Why more monster hurricanes like Patricia are expected on a warmer planet.

Hurricane Patricia is the strongest hurricane ever measured by the U.S. National Hurricane Centre, based on both its wind speed (175 knots) and its minimum central pressure (880 millibars). This follows hurricane Haiyan, another super-sized event. Is this now the norm? According to experts there are two events that suggest Emergency workers should be preparing for more of these events changing the face of traditional emergency services, such as fire departments. The first reason is the presence of an El Nino year which generally leads to hyperactive hurricane activity in the Eastern Pacific basin.

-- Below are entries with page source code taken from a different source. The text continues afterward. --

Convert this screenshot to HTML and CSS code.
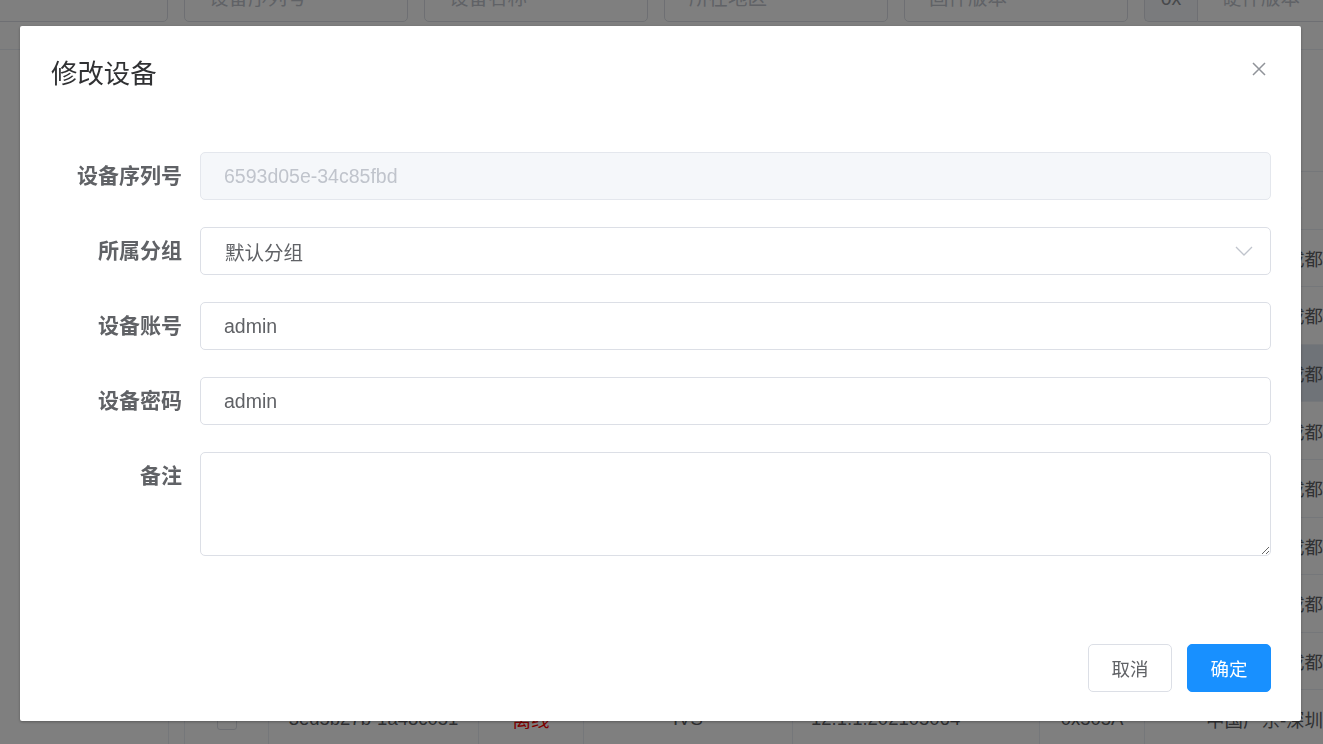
FILE: index.html
```html
<!DOCTYPE html>
<html lang="zh-CN">
<head>
    <meta charset="UTF-8">
    <meta name="viewport" content="width=device-width, initial-scale=1.0">
    <title>设备管理</title>
    <link rel="stylesheet" href="styles.css">
</head>
<body>
    <div class="page">
        <!-- Search bar -->
        <div class="search-bar">
            <div class="search-row">
                <input class="search-input">
                <input class="search-input" placeholder="设备序列号">
                <input class="search-input" placeholder="设备名称">
                <input class="search-input" placeholder="所在地区">
                <input class="search-input" placeholder="固件版本">
                <div class="search-group">
                    <span class="prepend">0x</span>
                    <input class="search-input grouped" placeholder="硬件版本">
                </div>
            </div>
        </div>

        <!-- Device table -->
        <div class="table-area">
            <table class="device-table">
                <colgroup>
                    <col style="width: 84px">
                    <col style="width: 210px">
                    <col style="width: 105px">
                    <col style="width: 209px">
                    <col style="width: 247px">
                    <col style="width: 105px">
                    <col style="width: 240px">
                </colgroup>
                <thead>
                    <tr>
                        <th><span class="checkbox"></span></th>
                        <th>设备序列号</th>
                        <th>状态</th>
                        <th>设备类型</th>
                        <th class="left">固件版本</th>
                        <th>硬件版本</th>
                        <th>所在地区</th>
                    </tr>
                </thead>
                <tbody>
                    <tr>
                        <td><span class="checkbox"></span></td>
                        <td>1a2f9c0e-58d3b7a1</td>
                        <td class="online">在线</td>
                        <td>IVS</td>
                        <td class="left">12.1.1.202105064</td>
                        <td>0x505A</td>
                        <td>中国四川-成都</td>
                    </tr>
                    <tr>
                        <td><span class="checkbox"></span></td>
                        <td>7c41e2b9-0d6f3a58</td>
                        <td class="online">在线</td>
                        <td>IVS</td>
                        <td class="left">12.1.1.202105064</td>
                        <td>0x505A</td>
                        <td>中国四川-成都</td>
                    </tr>
                    <tr class="current">
                        <td><span class="checkbox"></span></td>
                        <td>6593d05e-34c85fbd</td>
                        <td class="offline">离线</td>
                        <td>IVS</td>
                        <td class="left">12.1.1.202105064</td>
                        <td>0x505A</td>
                        <td>中国四川-成都</td>
                    </tr>
                    <tr>
                        <td><span class="checkbox"></span></td>
                        <td>b8e3047d-92c1f6e0</td>
                        <td class="online">在线</td>
                        <td>IVS</td>
                        <td class="left">12.1.1.202105064</td>
                        <td>0x505A</td>
                        <td>中国四川-成都</td>
                    </tr>
                    <tr>
                        <td><span class="checkbox"></span></td>
                        <td>0f5a61c3-7e28d49b</td>
                        <td class="online">在线</td>
                        <td>IVS</td>
                        <td class="left">12.1.1.202105064</td>
                        <td>0x505A</td>
                        <td>中国四川-成都</td>
                    </tr>
                    <tr>
                        <td><span class="checkbox"></span></td>
                        <td>d2c7b85a-14e90f36</td>
                        <td class="offline">离线</td>
                        <td>IVS</td>
                        <td class="left">12.1.1.202105064</td>
                        <td>0x505A</td>
                        <td>中国四川-成都</td>
                    </tr>
                    <tr>
                        <td><span class="checkbox"></span></td>
                        <td>49e0a3f1-c65b72d8</td>
                        <td class="online">在线</td>
                        <td>IVS</td>
                        <td class="left">12.1.1.202105064</td>
                        <td>0x505A</td>
                        <td>中国四川-成都</td>
                    </tr>
                    <tr>
                        <td><span class="checkbox"></span></td>
                        <td>a6d18f24-3b07e95c</td>
                        <td class="online">在线</td>
                        <td>IVS</td>
                        <td class="left">12.1.1.202105064</td>
                        <td>0x505A</td>
                        <td>中国四川-成都</td>
                    </tr>
                    <tr>
                        <td><span class="checkbox"></span></td>
                        <td>3ed5b27b-1a48c051</td>
                        <td class="offline">离线</td>
                        <td>IVS</td>
                        <td class="left">12.1.1.202105064</td>
                        <td>0x505A</td>
                        <td>中国广东-深圳</td>
                    </tr>
                </tbody>
            </table>
        </div>
    </div>

    <div class="modal-mask"></div>

    <!-- Edit device dialog -->
    <div class="dialog">
        <div class="dialog-header">
            <span class="dialog-title">修改设备</span>
            <button class="dialog-close" aria-label="关闭">
                <svg width="14" height="14" viewBox="0 0 14 14">
                    <path d="M1 1 L13 13 M13 1 L1 13" stroke="#909399" stroke-width="1.5" fill="none"/>
                </svg>
            </button>
        </div>

        <div class="dialog-body">
            <div class="form-item">
                <label class="form-label">设备序列号</label>
                <input class="form-input" value="6593d05e-34c85fbd" disabled>
            </div>
            <div class="form-item">
                <label class="form-label">所属分组</label>
                <div class="form-select">
                    <span>默认分组</span>
                    <svg width="18" height="10" viewBox="0 0 18 10">
                        <path d="M1 1 L9 9 L17 1" stroke="#c0c4cc" stroke-width="1.3" fill="none"/>
                    </svg>
                </div>
            </div>
            <div class="form-item">
                <label class="form-label">设备账号</label>
                <input class="form-input" value="admin">
            </div>
            <div class="form-item">
                <label class="form-label">设备密码</label>
                <input class="form-input" value="admin">
            </div>
            <div class="form-item">
                <label class="form-label">备注</label>
                <textarea class="form-textarea"></textarea>
            </div>
        </div>

        <div class="dialog-footer">
            <button class="btn">取消</button>
            <button class="btn btn-primary">确定</button>
        </div>
    </div>
</body>
</html>
```

FILE: styles.css
```css
body {
    margin: 0;
    width: 1323px;
    height: 744px;
    overflow: hidden;
    background: #fff;
    font-family: "Liberation Sans", "Noto Sans CJK SC", sans-serif;
    color: #606266;
}

/* ---- page behind the dialog ---- */
.search-bar {
    margin-top: -26px;
    padding-bottom: 27px;
    border-bottom: 1px solid #ebeef5;
}
.search-row {
    display: flex;
    gap: 16px;
    margin-left: -56px;
}
.search-input {
    box-sizing: border-box;
    width: 224px;
    height: 48px;
    flex-shrink: 0;
    padding: 0 24px;
    border: 1px solid #dcdfe6;
    border-radius: 5px;
    font-family: inherit;
    font-size: 19.5px;
    color: #606266;
}
.search-input::placeholder {
    color: #c0c4cc;
}
.search-group {
    display: flex;
    flex-shrink: 0;
}
.prepend {
    box-sizing: border-box;
    width: 53px;
    height: 48px;
    line-height: 46px;
    text-align: center;
    background: #f5f7fa;
    border: 1px solid #dcdfe6;
    border-right: none;
    border-radius: 5px 0 0 5px;
    color: #909399;
    font-size: 19.5px;
}
.search-input.grouped {
    border-radius: 0 5px 5px 0;
}

.table-area {
    margin-top: 121px;
    margin-left: 168px;
    padding-left: 15px;
    border-left: 1px solid #ebeef5;
}
.device-table {
    table-layout: fixed;
    border-collapse: collapse;
    width: 1200px;
    border-left: 1px solid #ebeef5;
    font-size: 18.5px;
    color: #606266;
}
.device-table th,
.device-table td {
    height: 56.6px;
    padding: 0;
    text-align: center;
    white-space: nowrap;
    overflow: hidden;
    border-bottom: 1px solid #ebeef5;
    border-right: 1px solid #ebeef5;
}
.device-table th {
    color: #909399;
    font-weight: bold;
    border-top: 1px solid #ebeef5;
}
.device-table .left {
    text-align: left;
    padding-left: 18px;
}
.device-table tr.current td {
    background: #dfe6f0;
}
.online {
    color: #13ce66;
}
.offline {
    color: #ff0000;
}
.checkbox {
    display: inline-block;
    box-sizing: border-box;
    width: 20px;
    height: 20px;
    vertical-align: middle;
    border: 1px solid #dcdfe6;
    border-radius: 3px;
    background: #fff;
}

.modal-mask {
    position: fixed;
    inset: 0;
    background: rgba(0, 0, 0, 0.5);
}

/* ---- dialog ---- */
.dialog {
    position: fixed;
    top: 26px;
    left: 20px;
    width: 1281px;
    background: #fff;
    border-radius: 2px;
    box-shadow: 0 1px 3px rgba(0, 0, 0, 0.3);
}
.dialog-header {
    display: flex;
    justify-content: space-between;
    align-items: flex-start;
    padding: 30px 35px 0 31px;
}
.dialog-title {
    font-size: 26.4px;
    line-height: 36px;
    color: #303133;
}
.dialog-close {
    margin-top: 6px;
    padding: 0;
    border: none;
    background: none;
    line-height: 0;
    cursor: pointer;
}
.dialog-body {
    padding: 60px 30px 88px 30px;
}
.form-item {
    display: flex;
    margin-bottom: 27px;
}
.form-item:last-child {
    margin-bottom: 0;
}
.form-label {
    box-sizing: border-box;
    width: 150px;
    flex-shrink: 0;
    padding-right: 18px;
    text-align: right;
    font-size: 21px;
    font-weight: bold;
    line-height: 48px;
    color: #606266;
}
.form-input,
.form-select,
.form-textarea {
    box-sizing: border-box;
    flex: 1;
    border: 1px solid #dcdfe6;
    border-radius: 5px;
    font-family: inherit;
    font-size: 19.5px;
    color: #606266;
    background: #fff;
}
.form-input {
    height: 48px;
    padding: 0 23px;
}
.form-input:disabled {
    background: #f5f7fa;
    border-color: #e4e7ed;
    color: #c0c4cc;
}
.form-select {
    display: flex;
    justify-content: space-between;
    align-items: center;
    height: 48px;
    padding: 0 17px 0 24px;
}
.form-textarea {
    height: 104px;
    padding: 8px 23px;
    resize: vertical;
}
.dialog-footer {
    display: flex;
    justify-content: flex-end;
    gap: 15px;
    padding: 0 30px 29px;
}
.btn {
    box-sizing: border-box;
    width: 84px;
    height: 48px;
    border: 1px solid #dcdfe6;
    border-radius: 5px;
    background: #fff;
    font-family: inherit;
    font-size: 18.5px;
    color: #606266;
    cursor: pointer;
}
.btn-primary {
    background: #1890ff;
    border-color: #1890ff;
    color: #fff;
}
```
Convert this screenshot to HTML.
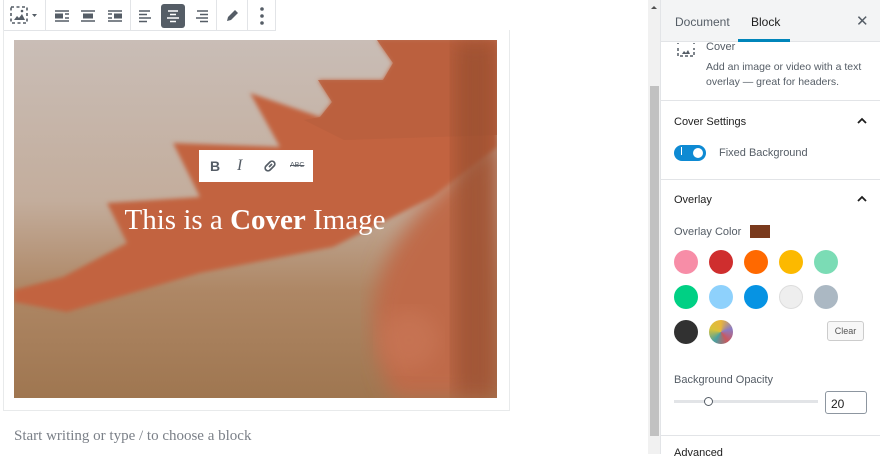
<!DOCTYPE html>
<html><head><meta charset="utf-8"><style>
*{box-sizing:border-box;margin:0;padding:0}
body{width:880px;height:454px;overflow:hidden;background:#fff;font-family:"Liberation Sans",sans-serif;position:relative;color:#1e1e1e}
.abs{position:absolute}
.tb{left:3px;top:0;width:273px;height:31px;border:1px solid #e2e4e7;border-top:none;background:#fff}
.sep{position:absolute;top:0;width:1px;height:30px;background:#e2e4e7}
.side{left:660px;top:0;width:220px;height:454px;background:#fff;border-left:1px solid #e2e4e7}
.sw{position:absolute;width:24px;height:24px;border-radius:50%}
.t13{font-size:12px;color:#555d66}
</style></head><body>
<div class="abs tb">
 <div class="sep" style="left:126px"></div><div class="sep" style="left:41px"></div><div class="sep" style="left:212px"></div><div class="sep" style="left:243px"></div>
 <svg class="abs" style="left:6px;top:6px" width="30" height="20" viewBox="0 0 30 20"><rect x="1" y="1" width="16" height="16" fill="none" stroke="#555d66" stroke-width="1.6" stroke-dasharray="3 2.5"/><path d="M4 14l3-4 2 2 3-4 3 6z" fill="#555d66"/><circle cx="12" cy="5" r="1.3" fill="#555d66"/><path d="M22 8l5 0-2.5 3z" fill="#555d66"/></svg>
 <svg class="abs" style="left:50px;top:8px" width="16" height="16"><path d="M1 3h14M1 13h14" stroke="#555d66" stroke-width="1.5"/><rect x="1" y="5.5" width="8" height="5" fill="#555d66"/><path d="M11 6h4M11 10h4" stroke="#555d66" stroke-width="1.5"/></svg>
 <svg class="abs" style="left:76px;top:8px" width="16" height="16"><path d="M1 3h14M1 13h14" stroke="#555d66" stroke-width="1.5"/><rect x="3" y="5.5" width="10" height="5" fill="#555d66"/></svg>
 <svg class="abs" style="left:103px;top:8px" width="16" height="16"><path d="M1 3h14M1 13h14" stroke="#555d66" stroke-width="1.5"/><rect x="7" y="5.5" width="8" height="5" fill="#555d66"/><path d="M1 6h4M1 10h4" stroke="#555d66" stroke-width="1.5"/></svg>
 <svg class="abs" style="left:134px;top:8px" width="16" height="16"><path d="M1 3h11M1 6.5h8M1 10h12M1 13.5h8" stroke="#555d66" stroke-width="1.5"/></svg>
 <div class="abs" style="left:157px;top:4px;width:24px;height:24px;background:#555d66;border-radius:3px"></div>
 <svg class="abs" style="left:161px;top:8px" width="16" height="16"><path d="M3 3h10M5 6.5h6M2 10h12M5 13.5h6" stroke="#fff" stroke-width="1.5"/></svg>
 <svg class="abs" style="left:189px;top:8px" width="16" height="16"><path d="M4 3h11M7 6.5h8M3 10h12M7 13.5h8" stroke="#555d66" stroke-width="1.5"/></svg>
 <svg class="abs" style="left:220px;top:8px" width="16" height="16"><path d="M3 13l1-4 7-7 3 3-7 7z" fill="#555d66"/></svg>
 <svg class="abs" style="left:250px;top:6px" width="16" height="20"><circle cx="8" cy="3" r="1.8" fill="#555d66"/><circle cx="8" cy="10" r="1.8" fill="#555d66"/><circle cx="8" cy="17" r="1.8" fill="#555d66"/></svg>
</div>
<div class="abs" style="left:3px;top:30px;width:507px;height:381px;border:1px solid #e8eaeb;border-top:none"></div>
<svg class="abs" style="left:14px;top:40px" width="483" height="358" viewBox="0 0 483 358">
 <defs>
  <linearGradient id="bg" x1="0" y1="0" x2="0" y2="1"><stop offset="0" stop-color="#c9bdb6"/><stop offset=".45" stop-color="#c3ad9c"/><stop offset=".7" stop-color="#ae8765"/><stop offset="1" stop-color="#9f7650"/></linearGradient>
  <filter id="bl"><feGaussianBlur stdDeviation="10"/></filter>
  <filter id="b2"><feGaussianBlur stdDeviation="2"/></filter>
 </defs>
 <rect width="483" height="358" fill="url(#bg)"/>
 <path d="M483 100 C420 150 370 200 360 260 C355 300 370 340 380 358 L483 358 Z" fill="#bf6a48" filter="url(#bl)"/>
 <path d="M363 0 L379 23 L369 40 L304 40 L318 62 L306 77 L236 53 L266 107 L159 103 L186 157 L93 163 L113 203 L49 237 L0 250 L0 262 L53 272 L186 233 L319 207 L419 157 L483 107 L483 0 Z" fill="#c2643f" filter="url(#b2)"/>
 <path d="M363 0 L379 23 L369 40 L304 40 L318 62 L306 77 L290 80 L330 100 L483 95 L483 0 Z" fill="#b95f3d" opacity=".8"/>
 <rect x="440" y="0" width="43" height="358" fill="#8e4a2c" opacity=".6" filter="url(#bl)"/>
 <circle cx="395" cy="300" r="30" fill="#d08060" opacity=".4" filter="url(#bl)"/>
 <text x="241" y="189" text-anchor="middle" font-family="Liberation Serif,serif" font-size="29" fill="#fff">This is a <tspan font-weight="bold">Cover</tspan> Image</text>
</svg>
<div class="abs" style="left:199px;top:150px;width:114px;height:32px;background:#fff"></div>
<div class="abs" style="left:210px;top:158px;font-weight:bold;font-size:14px;color:#555d66">B</div>
<div class="abs" style="left:237px;top:157px;font-style:italic;font-family:'Liberation Serif',serif;font-size:16px;color:#555d66">I</div>
<svg class="abs" style="left:262px;top:158px" width="16" height="16"><path d="M7 9l3-3M6 6L4 8a2.5 2.5 0 0 0 4 4l2-2M10 10l2-2a2.5 2.5 0 0 0-4-4L6 6" fill="none" stroke="#555d66" stroke-width="1.7"/></svg>
<div class="abs" style="left:290px;top:162px;font-size:7px;color:#555d66;text-decoration:line-through">ABC</div>
<div class="abs" style="left:14px;top:428px;font-family:'Liberation Serif',serif;font-size:15px;color:#7b8088">Start writing or type / to choose a block</div>
<div class="abs" style="left:648px;top:0;width:12px;height:454px;background:#f1f1f1"></div>
<div class="abs" style="left:650px;top:86px;width:9px;height:350px;background:#c1c1c1"></div>
<div class="abs" style="left:651px;top:6px;width:0;height:0;border-left:3px solid transparent;border-right:3px solid transparent;border-bottom:3px solid #505050"></div>
<div class="abs side">
 <div class="abs" style="left:0;top:0;width:220px;height:42px;background:#f3f4f5;border-bottom:1px solid #e2e4e7"></div>
 <div class="abs" style="left:14px;top:15px;font-size:12px;color:#555d66">Document</div>
 <div class="abs" style="left:90px;top:15px;font-size:12px;color:#1e1e1e">Block</div>
 <div class="abs" style="left:77px;top:39px;width:52px;height:3px;background:#0085ba"></div>
 <div class="abs" style="left:195px;top:12px;font-size:15px;color:#555d66">✕</div>
 <svg class="abs" style="left:16px;top:43px" width="18" height="14"><path d="M1 0v1M1 5v8h16V5M17 0v1M1 13" fill="none" stroke="#555d66" stroke-width="1.5" stroke-dasharray="3 2"/><path d="M5 11l2-3 2 2 2-3 2 4z" fill="#555d66"/></svg>
 <div class="abs" style="left:45px;top:41px;font-size:11px;color:#555d66">Cover</div>
 <div class="abs t13" style="left:45px;top:60px;font-size:10.5px;line-height:15px;width:162px">Add an image or video with a text overlay — great for headers.</div>
 <div class="abs" style="left:0;top:100px;width:220px;height:1px;background:#e2e4e7"></div>
 <div class="abs" style="left:13px;top:116px;font-size:11px;color:#1e1e1e">Cover Settings</div>
 <svg class="abs" style="left:196px;top:117px" width="10" height="8"><path d="M1 6l4-4 4 4" fill="none" stroke="#1e1e1e" stroke-width="1.8"/></svg>
 <div class="abs" style="left:13px;top:145px;width:32px;height:16px;border-radius:8px;background:#0e8ad3"></div>
 <div class="abs" style="left:32px;top:148px;width:10px;height:10px;border-radius:50%;background:#fff"></div>
 <div class="abs" style="left:20px;top:147px;width:1px;height:8px;background:#fff"></div>
 <div class="abs t13" style="left:58px;top:147px;font-size:11px">Fixed Background</div>
 <div class="abs" style="left:0;top:179px;width:220px;height:1px;background:#e2e4e7"></div>
 <div class="abs" style="left:13px;top:194px;font-size:11px;color:#1e1e1e">Overlay</div>
 <svg class="abs" style="left:196px;top:195px" width="10" height="8"><path d="M1 6l4-4 4 4" fill="none" stroke="#1e1e1e" stroke-width="1.8"/></svg>
 <div class="abs t13" style="left:13px;top:226px;font-size:11px">Overlay Color</div>
 <div class="abs" style="left:89px;top:225px;width:20px;height:13px;background:#7a3a1d"></div>
 <div class="sw" style="left:13px;top:250px;background:#f78da7"></div>
 <div class="sw" style="left:48px;top:250px;background:#cf2e2e"></div>
 <div class="sw" style="left:83px;top:250px;background:#ff6900"></div>
 <div class="sw" style="left:118px;top:250px;background:#fcb900"></div>
 <div class="sw" style="left:153px;top:250px;background:#7bdcb5"></div>
 <div class="sw" style="left:13px;top:285px;background:#00d084"></div>
 <div class="sw" style="left:48px;top:285px;background:#8ed1fc"></div>
 <div class="sw" style="left:83px;top:285px;background:#0693e3"></div>
 <div class="sw" style="left:118px;top:285px;background:#eeeeee;border:1px solid #ddd"></div>
 <div class="sw" style="left:153px;top:285px;background:#abb8c3"></div>
 <div class="sw" style="left:13px;top:320px;background:#313131"></div>
 <div class="sw" style="left:48px;top:320px;background:conic-gradient(#e8b53c,#8b7bc2,#c9585f,#4aa0a0,#d9c23a,#e8b53c)"></div>
 <div class="abs" style="left:166px;top:321px;width:37px;height:20px;border:1px solid #ccc;border-radius:3px;background:#f7f7f7;font-size:9px;color:#555;text-align:center;line-height:18px">Clear</div>
 <div class="abs t13" style="left:13px;top:374px;font-size:11px">Background Opacity</div>
 <div class="abs" style="left:13px;top:400px;width:144px;height:3px;background:#e2e4e7"></div>
 <div class="abs" style="left:43px;top:397px;width:9px;height:9px;border-radius:50%;background:#fff;border:1px solid #555d66"></div>
 <div class="abs" style="left:164px;top:391px;width:42px;height:23px;border:1px solid #8d96a0;border-radius:3px;font-size:12px;padding:5px 5px;color:#1e1e1e">20</div>
 <div class="abs" style="left:0;top:435px;width:220px;height:1px;background:#e2e4e7"></div>
 <div class="abs" style="left:13px;top:447px;font-size:11px;color:#1e1e1e">Advanced</div>
</div>
</body></html>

New computer modelling undertaken by the MIT hurricane centre on the impact of climate change raises the questions about longstanding predictions of global warming that will raise ocean temperatures and therefore will also strengthen these storms.

Summarizing the current research, the Geophysical Fluid Dynamics Laboratory of the National Oceanic and Atmospheric Administration puts it this way: “Anthropogenic warming by the end of the 21st century will likely cause tropical cyclones globally to be more intense on average. This change would imply an even larger percentage increase in the destructive potential per storm, assuming no reduction in storm size.” With these widespread predictions that hurricanes should become stronger, on average, in a warmer world, agencies need to be gearing up for a new normal.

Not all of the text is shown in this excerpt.